I grew up with this food (along with non-cha canting Canto cuisine), first as a tot in Hong Kong, then as an immigrant in uber-Cantonesey Vancouver, and then back in HK before I headed to Philadelphia for college, where I was able to get this stuff on the occasional trip to Chinatown (thank you Sang Kee). This food is a taste of home, a reminder of family, a source of comfort. It’s in my blood (perhaps literally).
I was brought up steeped in the food culture of one of the meat-lovingest regions on the planet, where roast duck and pork are ubiquitous but snake and cat and scorpion are all fair game, and the joy of eating revolves around meat. So it makes me very uneasy that my desire to positively contribute to the environment by rejecting meat necessitates a breaking away from this culture. Tonight at Uncle (表叔), a Guangzhou cha canting chain that recently made it to Shanghai (complete with Cantonese-speaking servers), I was faced with an inner conflict: the rational-ideological, that dutifully reminded me why I stopped eating meat, versus the cultural-emotional, that said HEY! This is home, this is what you love and crave. Are you sure you can give it up forever? Look, don’t these dishes all sound familiar and delicious?
They sounded familiar alright, but tonight I couldn’t dwell on their pleasurable properties. My eyes did not linger on the chicken and duck hanging by the window. Sean and I first scoured the extensive menu for savoury meatless dishes, which led us to a whopping three items under “Vegetables” and a plain cheung fun with hoisin/sesame suace. Then we looked for dishes we could “turn” vegetarian, and finally settled on a Fujian fried rice and a fried rice noodle, hold the meat. We don’t want meat. Is there shrimp in the rice? Put it on the side. Yes, talk to the cook.
The vibe at Uncle was casual and comforting, the toy model display of old-school Hong Kong buses and taxis endearing, but the food at this place wasn’t even great. The fried rice noodles, which looked crispy in the picture, was soaked in soy sauce and laden with strips of ham (c’mon, ham?!? if you’re going to ignore my request, at least do it right with shredded pork); the Fujian fried rice was over-salted and overloaded with squid, shrimp, and imitation crab; the pineapple bun was not crunchy or chewy (Tsui Wah still wins); and the greens in broth with preserved and salted egg was bland and one-dimensional — and topped with generic meat bits. The cheung fun was pretty good, though the sauces were watered down. Sean and I picked and danced our way around the meat, which likely made our friend at least slightly uncomfortable.
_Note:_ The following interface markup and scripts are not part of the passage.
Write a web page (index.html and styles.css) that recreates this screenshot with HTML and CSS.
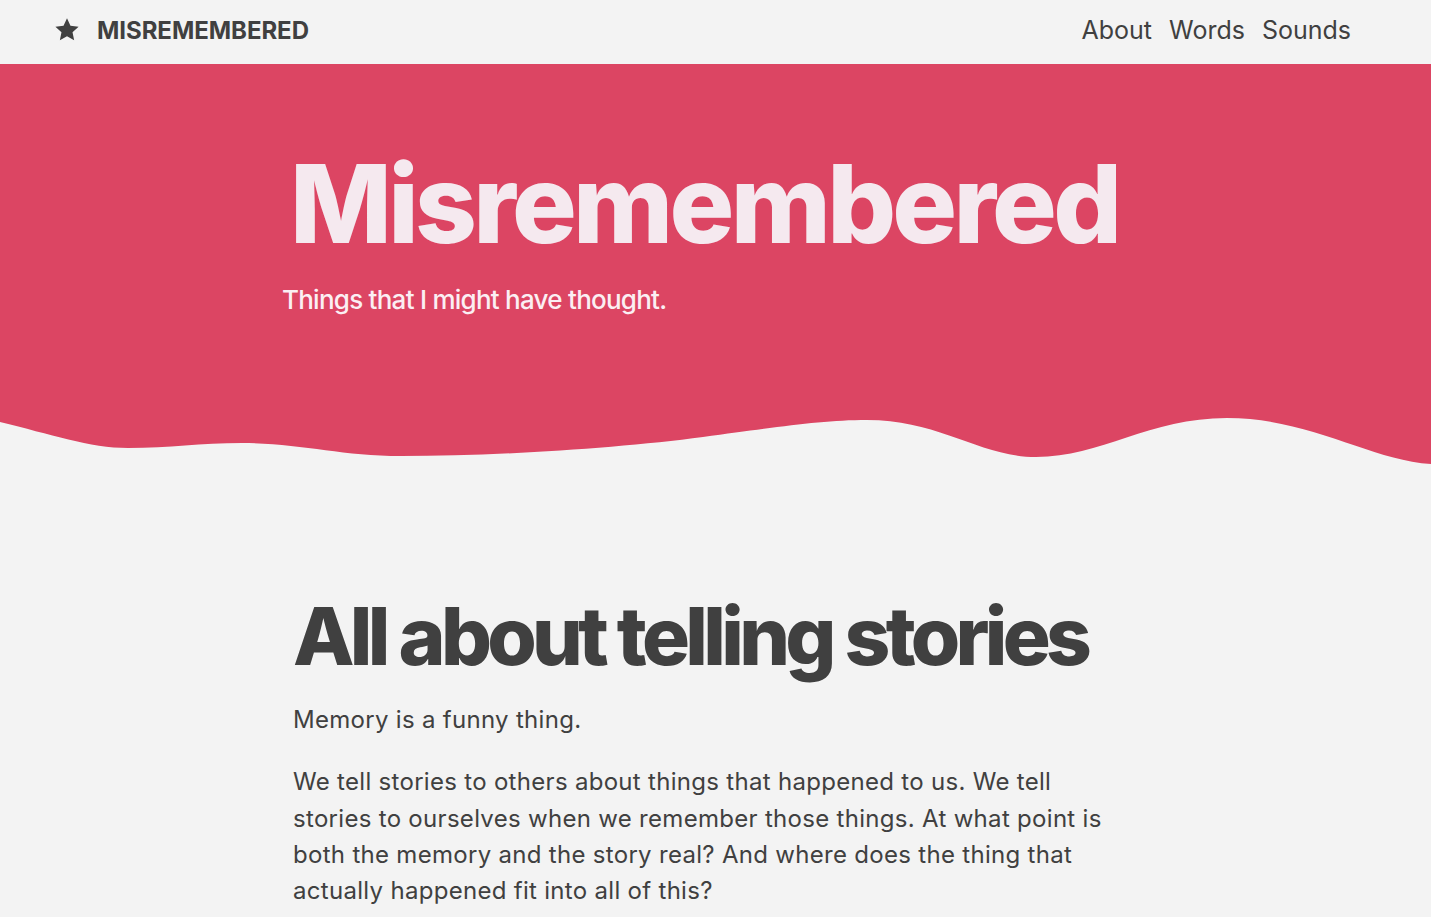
FILE: index.html
```html
<!DOCTYPE html>
<html lang="en">
<head>
<meta charset="utf-8">
<title>Misremembered</title>
<link rel="stylesheet" href="styles.css">
</head>
<body>
<header class="site-header">
  <a class="brand" href="#">
    <svg class="brand-star" viewBox="0 0 24 24" aria-hidden="true"><path d="M12 1.2l3.2 6.9 7.5.9-5.6 5.1 1.5 7.4L12 17.8l-6.6 3.7 1.5-7.4L1.3 9l7.5-.9z"/></svg>
    <span class="brand-name">MISREMEMBERED</span>
  </a>
  <nav class="site-nav">
    <a href="#">About</a>
    <a href="#">Words</a>
    <a href="#">Sounds</a>
  </nav>
</header>

<section class="hero">
  <div class="hero-inner">
    <h1 class="hero-title">Misremembered</h1>
    <p class="hero-sub">Things that I might have thought.</p>
  </div>
</section>
<svg class="wave" viewBox="0 0 1431 60" preserveAspectRatio="none" aria-hidden="true">
  <path d="M0,0 V12 C50,24 90,38 128,38 C170,38 200,33 242,33 C300,33 340,46 401,46 C500,46 620,38 703,27 C780,17 820,10 867,10 C940,10 980,47 1036,47 C1100,47 1150,8 1227,8 C1310,8 1370,50 1431,54 V0 Z"/>
</svg>

<main class="content">
  <h2 class="content-title">All about telling stories</h2>
  <p>Memory is a funny thing.</p>
  <p>We tell stories to others about things that happened to us. We tell stories to ourselves when we remember those things. At what point is both the memory and the story real? And where does the thing that actually happened fit into all of this?</p>
</main>
</body>
</html>
```

FILE: styles.css
```css
* { box-sizing: border-box; }

html, body {
  margin: 0;
  padding: 0;
  background: #f3f3f3;
  color: #404040;
  font-family: "Inter", "Liberation Sans", sans-serif;
}

a { color: inherit; text-decoration: none; }

.site-header {
  height: 64px;
  display: flex;
  align-items: center;
  justify-content: space-between;
  padding: 0 80px 4px 54px;
}

.brand {
  display: flex;
  align-items: center;
  gap: 17px;
}

.brand-star {
  width: 26px;
  height: 26px;
  fill: #404040;
}

.brand-name {
  font-size: 24px;
  font-weight: 700;
  letter-spacing: -0.05px;
}

.site-nav {
  display: flex;
  gap: 17px;
  font-size: 25px;
}

.hero {
  background: #dc4563;
  height: 346px;
  padding-top: 86px;
}

.hero-inner {
  width: 867px;
  margin: 0 auto;
}

.hero-title {
  margin: 0 0 0 8px;
  font-size: 108px;
  line-height: 1;
  font-weight: 800;
  letter-spacing: -3.7px;
  color: #f5e9ef;
}

.hero-sub {
  margin: 26px 0 0;
  font-size: 26px;
  font-weight: 500;
  letter-spacing: -0.75px;
  color: #fbeff3;
}

.wave {
  display: block;
  width: 100%;
  height: 60px;
  fill: #dc4563;
}

.content {
  width: 845px;
  margin: 0 auto;
  padding-top: 126px;
}

.content-title {
  margin: 0 0 26px;
  font-size: 80px;
  line-height: 1;
  font-weight: 800;
  letter-spacing: -4.7px;
  color: #404040;
}

.content p {
  max-width: 820px;
  margin: 0 0 26px;
  font-size: 24px;
  line-height: 36.3px;
  letter-spacing: 0.3px;
}
```
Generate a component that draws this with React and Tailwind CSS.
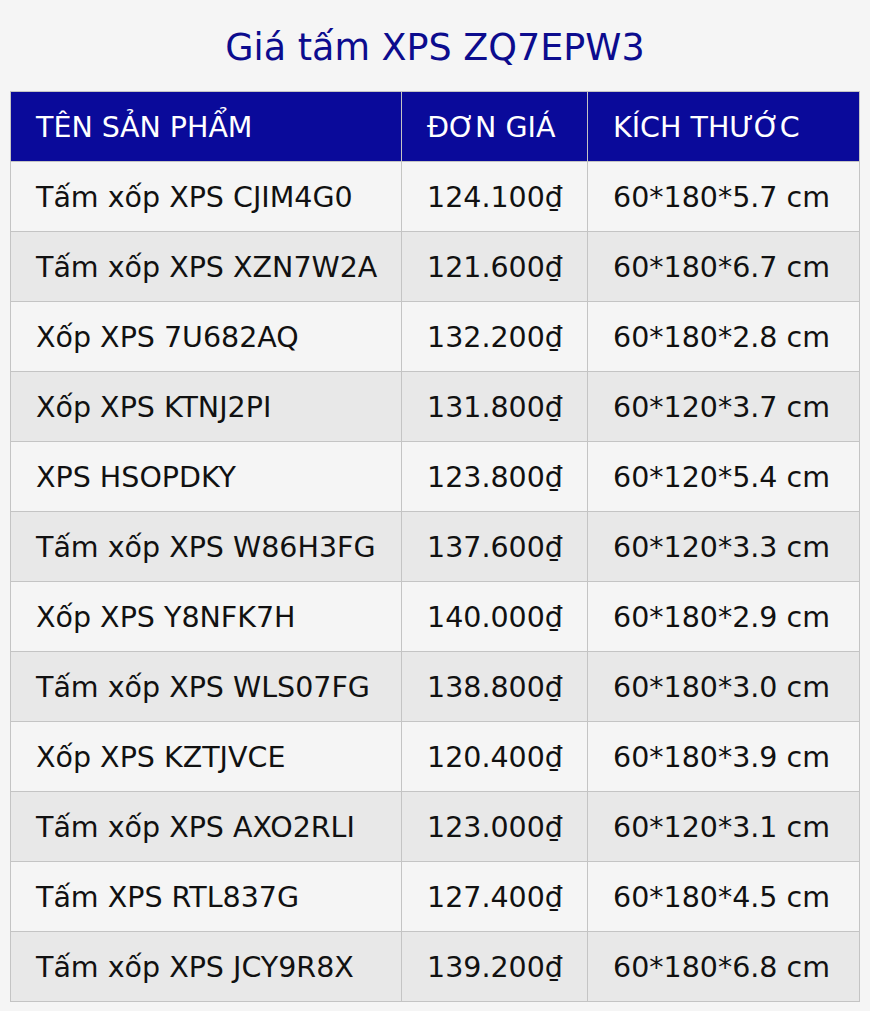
const rows = [
  ["Tấm xốp XPS CJIM4G0", "124.100₫", "60*180*5.7 cm"],
  ["Tấm xốp XPS XZN7W2A", "121.600₫", "60*180*6.7 cm"],
  ["Xốp XPS 7U682AQ", "132.200₫", "60*180*2.8 cm"],
  ["Xốp XPS KTNJ2PI", "131.800₫", "60*120*3.7 cm"],
  ["XPS HSOPDKY", "123.800₫", "60*120*5.4 cm"],
  ["Tấm xốp XPS W86H3FG", "137.600₫", "60*120*3.3 cm"],
  ["Xốp XPS Y8NFK7H", "140.000₫", "60*180*2.9 cm"],
  ["Tấm xốp XPS WLS07FG", "138.800₫", "60*180*3.0 cm"],
  ["Xốp XPS KZTJVCE", "120.400₫", "60*180*3.9 cm"],
  ["Tấm xốp XPS AXO2RLI", "123.000₫", "60*120*3.1 cm"],
  ["Tấm XPS RTL837G", "127.400₫", "60*180*4.5 cm"],
  ["Tấm xốp XPS JCY9R8X", "139.200₫", "60*180*6.8 cm"],
]

const App = () => {
  return (
    <div className="min-h-[1011px] w-full bg-[#f5f5f5] px-[10px] font-['DejaVu_Sans',sans-serif]">
      <h1 className="h-[91px] flex items-center justify-center pt-[6px] text-[36.5px] text-[#0c0c8e]">
        Giá tấm XPS ZQ7EPW3
      </h1>
      <table className="w-[849px] border-collapse table-fixed text-[28.5px]">
        <colgroup>
          <col className="w-[391px]" />
          <col className="w-[186px]" />
          <col className="w-[272px]" />
        </colgroup>
        <thead>
          <tr className="h-[70px] bg-[#0a0a9a] text-white">
            <th className="border border-[#c4c4c4] pl-[25px] pt-[4px] text-left font-normal">TÊN SẢN PHẨM</th>
            <th className="border border-[#c4c4c4] pl-[25px] pt-[4px] text-left font-normal">ĐƠN GIÁ</th>
            <th className="border border-[#c4c4c4] pl-[25px] pt-[4px] text-left font-normal">KÍCH THƯỚC</th>
          </tr>
        </thead>
        <tbody>
          {rows.map((r, i) => (
            <tr key={i} className={"h-[70px] text-[#111] " + (i % 2 ? "bg-[#e8e8e8]" : "bg-[#f5f5f5]")}>
              <td className="border border-[#c4c4c4] pl-[25px] pt-[4px]">{r[0]}</td>
              <td className="border border-[#c4c4c4] pl-[25px] pt-[4px]">{r[1]}</td>
              <td className="border border-[#c4c4c4] pl-[25px] pt-[4px]">{r[2]}</td>
            </tr>
          ))}
        </tbody>
      </table>
    </div>
  )
}

export default App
I dislike eating with picky eaters, but recently realized, to my horror, that I’ve become one myself. More so now than during any of my temporary diets in the past, I feel torn between my love of food — and the hearty, no-holds-barred meal– and the principles I’ve set up to guide my consumption. If we are what we eat, and eating meatlessly is shaping my current self, then my avoidance of the meat-centric food culture that has long been a part of me has also forged a dent in my identity. How much chipping away at a root before it can no longer hold up the tree?
Maybe I was just asking for trouble, dining at a Cantonese joint as a vegetarian. Thankfully there are other more veggie-friendly Chinese regional cuisines available in Shanghai, so I’ll let tofu and green beans and shredded potatoes keep me distracted until I visit my parents in Hong Kong this December…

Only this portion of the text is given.